The band clearly knew this choice would prove unpopular.  “We thought about rigging the system,” Lucas joked.  “But it’s a slippery slope.  First you’re rigging a hat-pull, then before you know it you’re fucking babies.”
   
So by God they played the Nirvana-aping Ham Fisted beginning to end, treating the audience members who didn’t spend the entire 45 minutes texting to a fiery grunge throwback.  Lucas howled out lyrics no one knew (even he had a cheat sheet) while thrashing at his guitar as if to punish the songs for being so mediocre.  Drummer Brian St. Clair, who didn’t even play on the original, channeled his inner Dave Grohl with the least subtle drumming this side of Animal.  It was only through sheer force of will that the band staved off a trainwreck, but by rocking the subpar tunes as if they were God’s gift to mankind they pulled it off.

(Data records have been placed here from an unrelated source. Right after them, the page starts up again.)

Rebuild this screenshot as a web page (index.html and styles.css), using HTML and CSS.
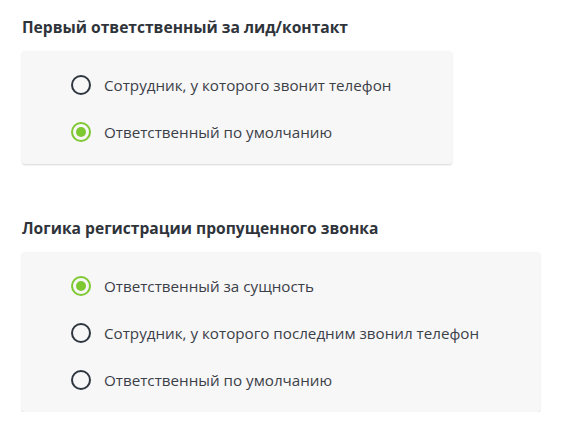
FILE: index.html
```html
<!DOCTYPE html>
<html lang="ru">
<head>
<meta charset="utf-8">
<link rel="stylesheet" href="styles.css">
</head>
<body>
<div class="page">
  <section class="group">
    <h2 class="title">Первый ответственный за лид/контакт</h2>
    <div class="card">
      <label class="option"><span class="radio"></span><span class="label">Сотрудник, у которого звонит телефон</span></label>
      <label class="option"><span class="radio checked"></span><span class="label">Ответственный по умолчанию</span></label>
    </div>
  </section>
  <section class="group">
    <h2 class="title">Логика регистрации пропущенного звонка</h2>
    <div class="card">
      <label class="option"><span class="radio checked"></span><span class="label">Ответственный за сущность</span></label>
      <label class="option"><span class="radio"></span><span class="label">Сотрудник, у которого последним звонил телефон</span></label>
      <label class="option"><span class="radio"></span><span class="label">Ответственный по умолчанию</span></label>
    </div>
  </section>
</div>
</body>
</html>
```

FILE: styles.css
```css
html, body {
  margin: 0;
  padding: 0;
  background: #ffffff;
}
body {
  font-family: "Open Sans", "Noto Sans", sans-serif;
  color: #3b4048;
}
.page {
  padding: 17px 22px 0 22px;
  display: flex;
  flex-direction: column;
  gap: 54px;
}
.group {
  display: flex;
  flex-direction: column;
  align-items: flex-start;
}
.title {
  margin: 0 0 14px 0;
  font-size: 15.6px;
  font-weight: 700;
  line-height: 20px;
  color: #2f343b;
}
.card {
  background: #f7f7f7;
  border-radius: 3px;
  box-shadow: 0 1px 2px rgba(0,0,0,0.16);
  padding: 23px 61px 21px 49px;
  display: flex;
  flex-direction: column;
  gap: 25px;
}
.option {
  display: flex;
  align-items: center;
  gap: 13px;
  height: 22px;
}
.radio {
  box-sizing: border-box;
  width: 20px;
  height: 20px;
  border: 2px solid #2f3640;
  border-radius: 50%;
  flex: none;
  position: relative;
}
.radio.checked {
  border-color: #7ec832;
}
.radio.checked::after {
  content: "";
  position: absolute;
  left: 3px;
  top: 3px;
  width: 10px;
  height: 10px;
  border-radius: 50%;
  background: #7ec832;
}
.label {
  font-size: 15.2px;
  line-height: 22px;
  color: #3b4048;
  white-space: nowrap;
}
```
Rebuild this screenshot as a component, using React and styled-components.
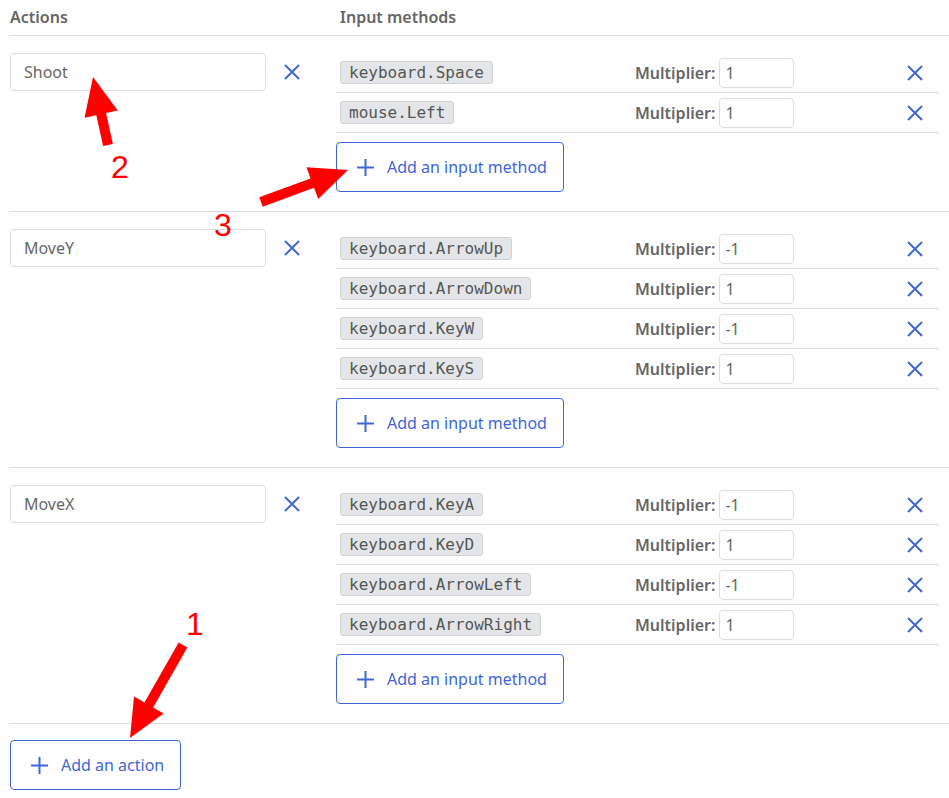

After completing the album, the pair rewarded the crowd with a second set of fan favorites like “Hands on the Bible” and “Bound for the Floor.”  “All the Kids Are Right,” a song about fan backlash after an ill-received concert, seemed particularly relevant.  The (relative) hits quickly won back the punk dudes and rocker grrrls, who shouted along with every angsty lyric when they weren’t too busy busting heads in the circle pit.  By encore “Wolf Like Me,” a TV on the Radio cover that went right up to that 9:30 deadline, all sins were forgiven.